Consider using a touch of humor in your speech. Don't panic at this suggestion; you are not becoming a comedian but rather lightening up a serious speech so that people will be more accepting and interested in your ideas. Humor will help you to be perceived as an amiable person, and it is hard for people to disagree or be bored if they are smiling at you. Until you have lots of experience, keep your humor short. Perhaps inject a one-liner or a quotation. Yogi Berra said a lot of funny things. "You can observe a lot just by watching" for example. Tell a short embarrassing moment in your life that you might have thought not funny at the time. Now that you can laugh at the experience, you understand the old adage, "Humor is simply tragedy separated by time and space." Don't poke fun at your audience; you should be the object of any shortcoming, showing that you can laugh at yourself. Avoid long stories or jokes.

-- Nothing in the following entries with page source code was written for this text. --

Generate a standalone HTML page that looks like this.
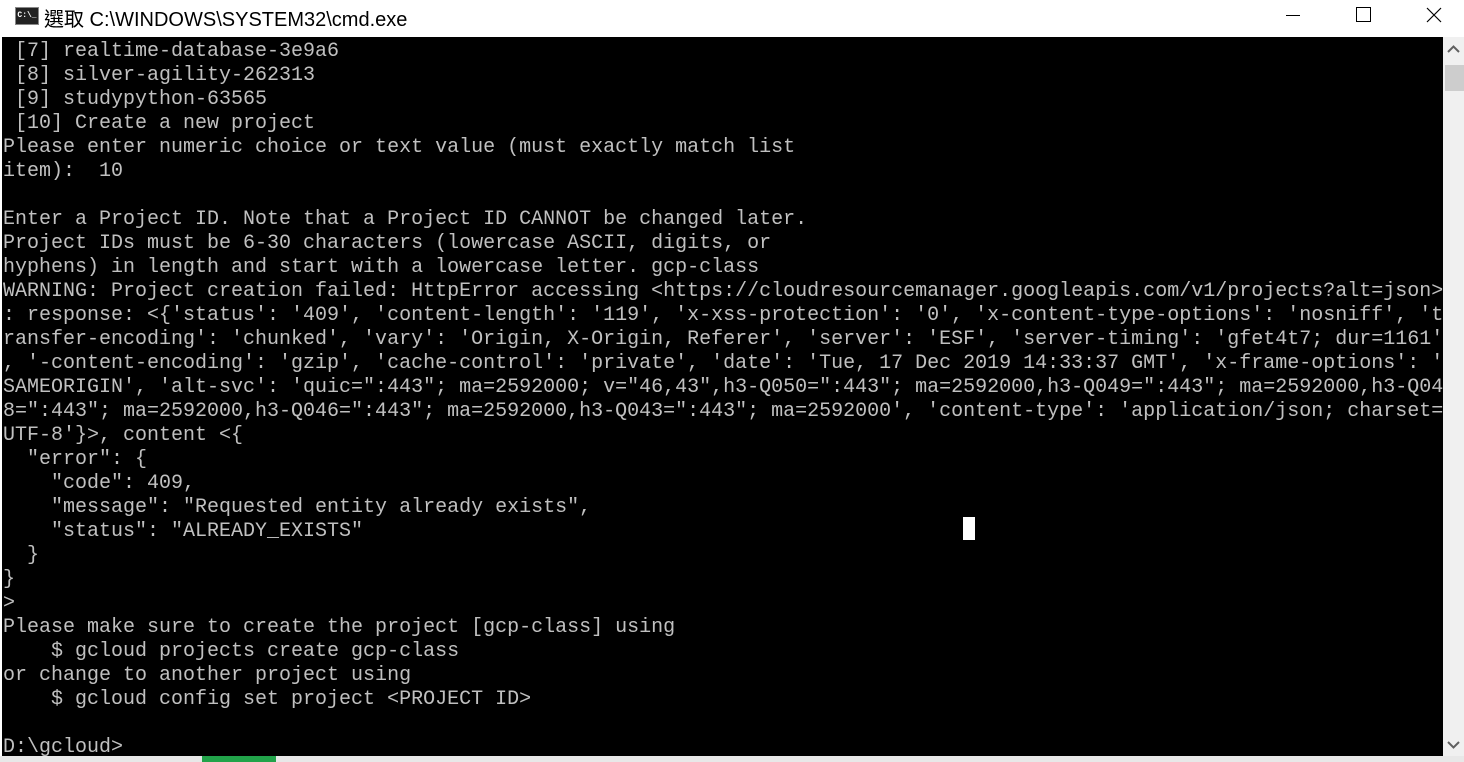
<!DOCTYPE html>
<html><head><meta charset="utf-8"><style>
body{margin:0;width:1464px;height:762px;overflow:hidden;background:#fff;position:relative;font-family:"Liberation Sans","Noto Sans CJK TC",sans-serif}
.title{position:absolute;left:0;top:0;width:1464px;height:37px;background:#fff}
.title .t{position:absolute;left:44px;top:3px;font-size:20px;color:#000}
.icon{position:absolute;left:15px;top:7px;width:22px;height:16px;background:#222;border:1px solid #888;color:#fff;font:bold 8px "Liberation Mono",monospace;line-height:16px;text-align:center}
.con{position:absolute;left:2px;top:37px;width:1441px;height:719px;background:#000;overflow:hidden}
pre{margin:0;position:absolute;left:1px;top:3px;font:20px/24px "Liberation Mono","Noto Sans CJK TC",monospace;color:#c0c0c0;white-space:pre}
.cur{position:absolute;left:961px;top:480px;width:12px;height:23px;background:#fff}
.sb{position:absolute;left:1443px;top:37px;width:21px;height:719px;background:#f0f0f0}
.thumb{position:absolute;left:1445px;top:65px;width:19px;height:26px;background:#cdcdcd}
.bot{position:absolute;left:0;top:756px;width:1464px;height:6px;background:#e8e8e8}
</style></head><body>
<div class="title"><div class="icon">C:\_</div><div class="t">選取 C:\WINDOWS\SYSTEM32\cmd.exe</div>
<div style="position:absolute;left:1286px;top:15px;width:14px;height:1px;background:#000"></div>
<div style="position:absolute;left:1356px;top:7px;width:13px;height:13px;border:1px solid #000"></div>
<svg style="position:absolute;left:1426px;top:7px" width="16" height="16"><path d="M1 1L15 15M15 1L1 15" stroke="#000" stroke-width="1.2"/></svg>
</div>
<div class="con"><pre> [7] realtime-database-3e9a6
 [8] silver-agility-262313
 [9] studypython-63565
 [10] Create a new project
Please enter numeric choice or text value (must exactly match list
item):  10

Enter a Project ID. Note that a Project ID CANNOT be changed later.
Project IDs must be 6-30 characters (lowercase ASCII, digits, or
hyphens) in length and start with a lowercase letter. gcp-class
WARNING: Project creation failed: HttpError accessing &lt;https://cloudresourcemanager.googleapis.com/v1/projects?alt=json&gt;
: response: &lt;{'status': '409', 'content-length': '119', 'x-xss-protection': '0', 'x-content-type-options': 'nosniff', 't
ransfer-encoding': 'chunked', 'vary': 'Origin, X-Origin, Referer', 'server': 'ESF', 'server-timing': 'gfet4t7; dur=1161'
, '-content-encoding': 'gzip', 'cache-control': 'private', 'date': 'Tue, 17 Dec 2019 14:33:37 GMT', 'x-frame-options': '
SAMEORIGIN', 'alt-svc': 'quic=":443"; ma=2592000; v="46,43",h3-Q050=":443"; ma=2592000,h3-Q049=":443"; ma=2592000,h3-Q04
8=":443"; ma=2592000,h3-Q046=":443"; ma=2592000,h3-Q043=":443"; ma=2592000', 'content-type': 'application/json; charset=
UTF-8'}&gt;, content &lt;{
  "error": {
    "code": 409,
    "message": "Requested entity already exists",
    "status": "ALREADY_EXISTS"
  }
}
&gt;
Please make sure to create the project [gcp-class] using
    $ gcloud projects create gcp-class
or change to another project using
    $ gcloud config set project &lt;PROJECT ID&gt;

D:\gcloud&gt;</pre><div class="cur"></div></div>
<div class="sb"><svg style="position:absolute;left:4px;top:8px" width="13" height="8"><path d="M1 7L6.5 1.5L12 7" stroke="#606060" stroke-width="2" fill="none"/></svg>
<svg style="position:absolute;left:4px;top:704px" width="13" height="8"><path d="M1 1L6.5 6.5L12 1" stroke="#606060" stroke-width="2" fill="none"/></svg></div>
<div class="thumb"></div>
<div class="bot"><div style="position:absolute;left:202px;top:0;width:74px;height:6px;background:#22a34a"></div></div>
</body></html>
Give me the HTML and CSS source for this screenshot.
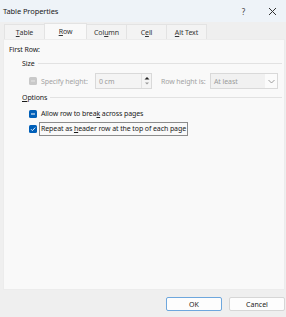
FILE: index.html
```html
<!DOCTYPE html>
<html lang="en">
<head>
    <meta charset="UTF-8">
    <title>Table Properties</title>
    <link rel="stylesheet" href="styles.css">
</head>
<body>
    <div class="dialog">
        <div class="titlebar">
            <span class="title">Table Properties</span>
            <span class="help">?</span>
            <svg class="close" width="9" height="9" viewBox="0 0 9 9">
                <path d="M1 1 L8 8 M8 1 L1 8" stroke="#333" stroke-width="1"/>
            </svg>
        </div>

        <div class="tabs">
            <div class="tab"><u>T</u>able</div>
            <div class="tab active"><u>R</u>ow</div>
            <div class="tab">Col<u>u</u>mn</div>
            <div class="tab">C<u>e</u>ll</div>
            <div class="tab"><u>A</u>lt Text</div>
        </div>

        <div class="panel">
            <div class="heading">First Row:</div>

            <div class="group-title"><span>Size</span><div class="rule"></div></div>
            <div class="size-row">
                <span class="check disabled">
                    <svg width="8" height="8" viewBox="0 0 8 8"><path d="M2 4 H6" stroke="#e6e6e6" stroke-width="1"/></svg>
                </span>
                <span class="muted label-spec">Specify height:</span>
                <div class="spin">
                    <span class="spin-value">0 cm</span>
                    <span class="spin-arrows">
                        <svg width="6" height="12" viewBox="0 0 6 12">
                            <path d="M0.5 4.5 L3 2 L5.5 4.5 Z" fill="#222"/>
                            <path d="M1 7.5 L3 9.5 L5 7.5 Z" fill="#999"/>
                        </svg>
                    </span>
                </div>
                <span class="muted label-rh">Row height is:</span>
                <div class="select">
                    <span class="select-value">At least</span>
                    <span class="select-arrow">
                        <svg width="7" height="5" viewBox="0 0 7 5"><path d="M0.5 1 L3.5 4 L6.5 1" fill="none" stroke="#888" stroke-width="0.8"/></svg>
                    </span>
                </div>
            </div>

            <div class="group-title options"><span><u>O</u>ptions</span><div class="rule"></div></div>
            <div class="option first">
                <span class="check on">
                    <svg width="8" height="8" viewBox="0 0 8 8"><path d="M2 4 H6" stroke="#fff" stroke-width="1"/></svg>
                </span>
                <span>Allow row to brea<u>k</u> across pages</span>
            </div>
            <div class="option">
                <span class="check on">
                    <svg width="8" height="8" viewBox="0 0 8 8"><path d="M2 4.2 L3.4 5.6 L6.2 2.6" fill="none" stroke="#fff" stroke-width="0.9"/></svg>
                </span>
                <span class="focus">Repeat as <u>h</u>eader row at the top of each page</span>
            </div>
        </div>

        <div class="footer">
            <button class="btn default">OK</button>
            <button class="btn">Cancel</button>
        </div>
    </div>
</body>
</html>
```

FILE: styles.css
```css
body {
    margin: 0;
    font-family: "Noto Sans", "Open Sans", sans-serif;
    font-size: 7px;
    letter-spacing: -0.1px;
    color: #1a1a1a;
    background: #efefef;
}

.dialog {
    width: 286px;
    height: 317px;
    display: flex;
    flex-direction: column;
}

u {
    text-decoration-thickness: 0.6px;
    text-underline-offset: 1px;
}

.titlebar {
    height: 22px;
    background: #eef3f8;
    display: flex;
    align-items: center;
    padding-left: 3px;
}

.title {
    flex: 1;
    font-size: 7.5px;
}

.help {
    font-size: 8px;
    color: #444;
    margin-right: 23px;
}

.close {
    margin-right: 9px;
}

.tabs {
    display: flex;
    padding-left: 4px;
    margin-top: 2px;
    height: 15px;
}

.tab {
    display: flex;
    align-items: center;
    justify-content: center;
    width: 39px;
    background: #f3f3f3;
    border: 1px solid #e3e3e3;
    border-bottom: none;
    margin-right: -1px;
    color: #333;
}

.tab.active {
    width: 41px;
    background: #f9f9f9;
    margin-top: -1px;
}

.panel {
    margin: 0 1px 0 3px;
    height: 251px;
    background: #f9f9f9;
    border: 1px solid #ececec;
    box-sizing: border-box;
    padding: 4px 2px 0 5px;
}

.heading {
    height: 14px;
    line-height: 12px;
}

.group-title {
    display: flex;
    align-items: center;
    gap: 3px;
    margin-left: 13px;
    height: 10px;
}

.group-title.options {
    margin-top: 2px;
}

.rule {
    flex: 1;
    height: 1px;
    background: #e2e2e2;
}

.size-row {
    display: flex;
    align-items: center;
    height: 16px;
    margin: 5px 0 3px 20px;
}

.muted {
    color: #a3a3a3;
}

.check {
    width: 8px;
    height: 8px;
    border-radius: 1.5px;
    display: inline-flex;
    flex-shrink: 0;
    margin-right: 4px;
}

.check.disabled {
    background: #c9c9c9;
}

.check.on {
    background: #005fb8;
}

.label-spec {
    width: 54px;
}

.spin {
    width: 57px;
    height: 16px;
    box-sizing: border-box;
    border: 1px solid #d9d9d9;
    background: #f4f4f4;
    display: flex;
    align-items: center;
}

.spin-value {
    flex: 1;
    padding-left: 3px;
    color: #9a9a9a;
}

.spin-arrows {
    width: 9px;
    height: 14px;
    display: flex;
    align-items: center;
    justify-content: center;
    border-left: 1px solid #e2e2e2;
}

.label-rh {
    margin-left: 9px;
    width: 49px;
}

.select {
    width: 68px;
    height: 16px;
    box-sizing: border-box;
    border: 1px solid #d9d9d9;
    background: #f1f1f1;
    display: flex;
    align-items: center;
}

.select-value {
    flex: 1;
    padding-left: 3px;
    color: #9a9a9a;
}

.select-arrow {
    width: 12px;
    height: 14px;
    background: #fbfbfb;
    display: flex;
    align-items: center;
    justify-content: center;
}

.option {
    display: flex;
    align-items: center;
    height: 15px;
    margin-left: 20px;
}

.option.first {
    margin-top: 4px;
}

.focus {
    border: 1px solid #8c8c8c;
    padding: 0 1px;
    margin-left: -2px;
    line-height: 12px;
}

.footer {
    display: flex;
    justify-content: flex-end;
    gap: 7px;
    padding: 7px 1px 0 0;
}

.btn {
    width: 56px;
    height: 14px;
    box-sizing: border-box;
    font-family: inherit;
    font-size: 7px;
    color: #222;
    background: #fdfdfd;
    border: 1px solid #d6d6d6;
    border-radius: 2px;
    padding: 0;
}

.btn.default {
    border-color: #6ea7dd;
}
```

Even seasoned speakers know that funny stories soon become unfunny if they go on too long. Probably the least risky use of humor is a cartoon. The cartoon is separate from you and if people don't laugh, you don't feel responsible. (Be sure to secure permission to use it.)
Finally, leave the audience with something to think about. People remember best what you say last. You might summarize your main points, or you might complete the statement, "What I want you to do as a result of this presentation is...." But beyond that, make your last words a thought to ponder. For example, I might end a speech on becoming a better speaker with "As Cicero said centuries ago, 'The skill to do comes with the doing.'"
A more modern guide to effective public speaking was penned by some unknown sage: "Know your stuff. Know whom you are stuffing. Know when they are stuffed."
One never becomes a "perfect" speaker; developing public speaking skills is a life-long experience. But the points discussed here will get you started in becoming the speaker you want to be and the speaker your audience wants to hear.